Back to the Bruins Beatdown. While you could look at Bergeron being the Leaf killer that day, it was Toronto who assisted him in the task. You never want to kick a guy when he’s down (but as Jerry reminded us, it’s way easier to you don’t have to lift your leg that high), but the Leafs of 2013 were not the mentally strong powerhouse of pure-uninhibited-in your face-talent that we see today. Phil Kessel’s confidence was the size of a gum ball being chewed and spit out by Randy Carlyle, Dion Phaneuf was supposedly the captain, Clarke MacArthur was ready to ride into the Kanata sunset, and my god Michael Grabovski was the second coming (went from 51 points in 11-12 to 16 points in 12-13, yikes.)

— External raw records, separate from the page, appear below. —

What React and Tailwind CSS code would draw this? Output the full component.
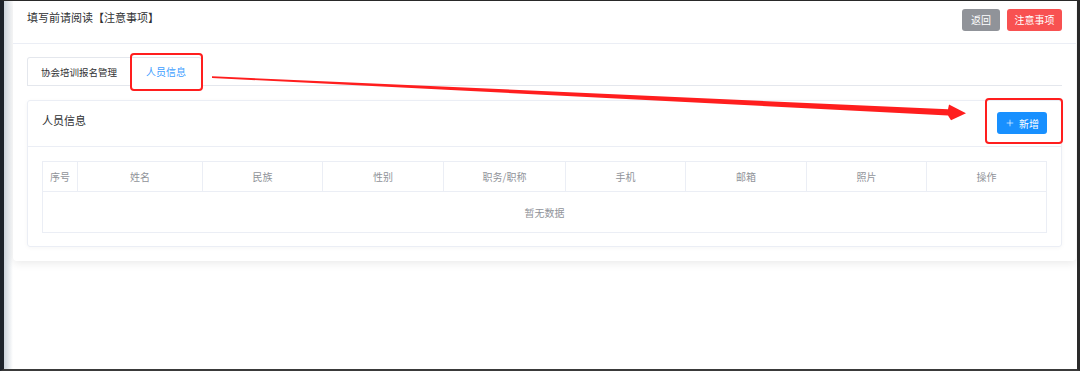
import React from 'react';
import { Plus } from 'lucide-react';

const columns = [
  { label: '序号' },
  { label: '姓名' },
  { label: '民族' },
  { label: '性别' },
  { label: '职务/职称' },
  { label: '手机' },
  { label: '邮箱' },
  { label: '照片' },
  { label: '操作' },
];

const font = { fontFamily: '"Noto Sans CJK SC", "Noto Sans", sans-serif' };

const App = () => {
  return (
    <div className="relative w-[1080px] h-[371px] overflow-hidden bg-white" style={font}>
      {/* screenshot frame */}
      <div className="flex h-full border-t border-b-2 border-r-[3px] border-l-4 border-t-[#2a2a2a] border-b-[#3a3a3a] border-r-[#2a2a2a] border-l-[#1d232b] bg-white">
        <div className="w-[9px] shrink-0 bg-gradient-to-r from-[#cbd3db] to-white" />

        <div className="flex-1 mr-[1px]">
          {/* main card */}
          <div className="bg-white rounded-b-[4px] shadow-[0_2px_10px_rgba(0,0,0,0.09)]">
            {/* card header */}
            <div className="h-[43px] px-[14px] flex justify-between items-start border-b border-[#ebeef5]">
              <div className="pt-[9px] leading-[14px] text-[11px] text-[#303133]">填写前请阅读【注意事项】</div>
              <div className="flex gap-[7px] mt-[8px]">
                <button className="h-[22px] w-[38px] rounded-[3px] bg-[#909399] text-white text-[10px] leading-[22px]">返回</button>
                <button className="h-[22px] w-[55px] rounded-[3px] bg-[#f85151] text-white text-[10px] leading-[22px]">注意事项</button>
              </div>
            </div>

            <div className="px-[14px] pt-[13px] pb-[14px]">
              {/* tabs */}
              <div className="flex border-b border-[#e4e7ed]">
                <div className="flex border-t border-l border-r border-[#e4e7ed] rounded-t-[3px] -mb-px">
                  <div className="h-[28px] px-[13px] leading-[28px] text-[9.5px] text-[#303133] border-b border-[#e4e7ed]">协会培训报名管理</div>
                  <div className="relative h-[28px] px-[15px] leading-[28px] text-[10px] text-[#409eff] border-l border-b border-l-[#e4e7ed] border-b-white">
                    人员信息
                    <div className="absolute left-[-1px] right-[-2px] top-[-5px] bottom-[-6px] border-[2.5px] border-[#ff1e1e] rounded-[4px]" />
                  </div>
                </div>
              </div>

              {/* panel */}
              <div className="mt-[14px] border border-[#ebeef5] rounded-[3px] shadow-[0_1px_4px_rgba(0,0,0,0.04)]">
                <div className="h-[46px] px-[14px] flex justify-between items-start border-b border-[#ebeef5]">
                  <div className="pt-[12px] leading-[14px] text-[11px] text-[#303133]">人员信息</div>
                  <div className="relative mt-[11px]">
                    <button className="h-[22px] w-[50px] rounded-[3px] bg-[#1890ff] text-white text-[10px] flex items-center justify-center gap-[4px]">
                      <Plus size={10} strokeWidth={1.6} />
                      <span>新增</span>
                    </button>
                    <div className="absolute left-[-12px] right-[-16px] top-[-14px] bottom-[-10px] border-[2.5px] border-[#ff1e1e] rounded-[4px]" />
                  </div>
                </div>

                <div className="px-[14px] pt-[14px] pb-[13px]">
                  <div className="border border-[#ebeef5]">
                    <div className="grid grid-cols-[35px_125px_120px_121px_122px_120px_121px_120px_1fr] border-b border-[#ebeef5]">
                      {columns.map((col, i) => (
                        <div
                          key={col.label}
                          className={`h-[29px] flex items-center justify-center text-[10px] text-[#909399] ${i < columns.length - 1 ? 'border-r border-[#ebeef5]' : ''}`}
                        >
                          {col.label}
                        </div>
                      ))}
                    </div>
                    <div className="h-[40px] flex items-center justify-center text-[10px] text-[#909399]">暂无数据</div>
                  </div>
                </div>
              </div>
            </div>
          </div>
        </div>
      </div>

      {/* annotation arrow */}
      <svg className="absolute top-0 left-0 pointer-events-none" width="1080" height="371" viewBox="0 0 1080 371">
        <polygon
          points="212,76.3 948,109.2 949,104.5 966,113.3 951,120.2 948,115.4 212,77.9"
          fill="#ff1e1e"
        />
      </svg>
    </div>
  );
};

export default App;
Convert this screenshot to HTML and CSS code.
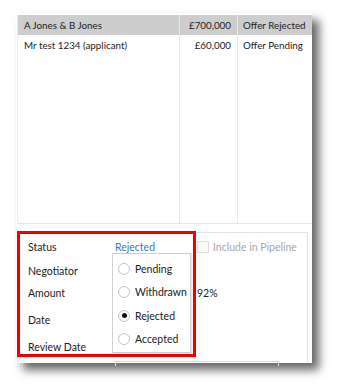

2018 could not be more different. Mike Babcock. Brendan Shanahan. Lou Lamorello. Auston Matthews. William Nylander. Patrick Marleau. Mitch Marner. JVR. Morgan Rielly. Freddie Andersen. To name a few. Most of these kids were basically playing junior hockey and sipping slush puppies at the rink when the Leafs collapsed 5 years ago. They don’t know that pain because they’re too damn good (and young). Even their quotes in the media barely address the first round against Boston (mostly because the Bruins had a chance to win the Atlantic on Sunday night against Florida and let that slip away against a non-playoff team, sad), but also because these kids are in it for a greater goal this year. They went the distance (6 games, 5 in OT) against Alexander Ovechkin and the Capitals, which was an accomplishment enough based on the strength and expectations of Barry Trotz’s group (but according to PFT, this year, not last year, is “our year”), and now the buds are smelling blood in the water and believe they can go further.

Toronto won the season series 3-1 against the Bruins this year, with all three victories coming without former 1st overall pick Auston Matthews. They’re fast, young and healthy. Offense is a huge upside, as is goaltending. Defense is a little suspect, something that isn’t the case for the Bruins who have allowed the 4th fewest goals in the NHL this year. B’s have consistently been able to win despite key injuries, they can score, they’re physical, Bergeron and Marchand are playing lights out, and let’s not forget the number of young guns they have wearing the crest. The worst part about the new NHL playoffs is that these two teams are facing each other so early, a match-up that could easily be in the 2nd round based on record and skill.

Bruins are the favorite. But if any Leafs team is going to avenge the Collapse of 2013, it’s this group. This time I can only hope for the action to be limited to the electric chair and not the bathroom.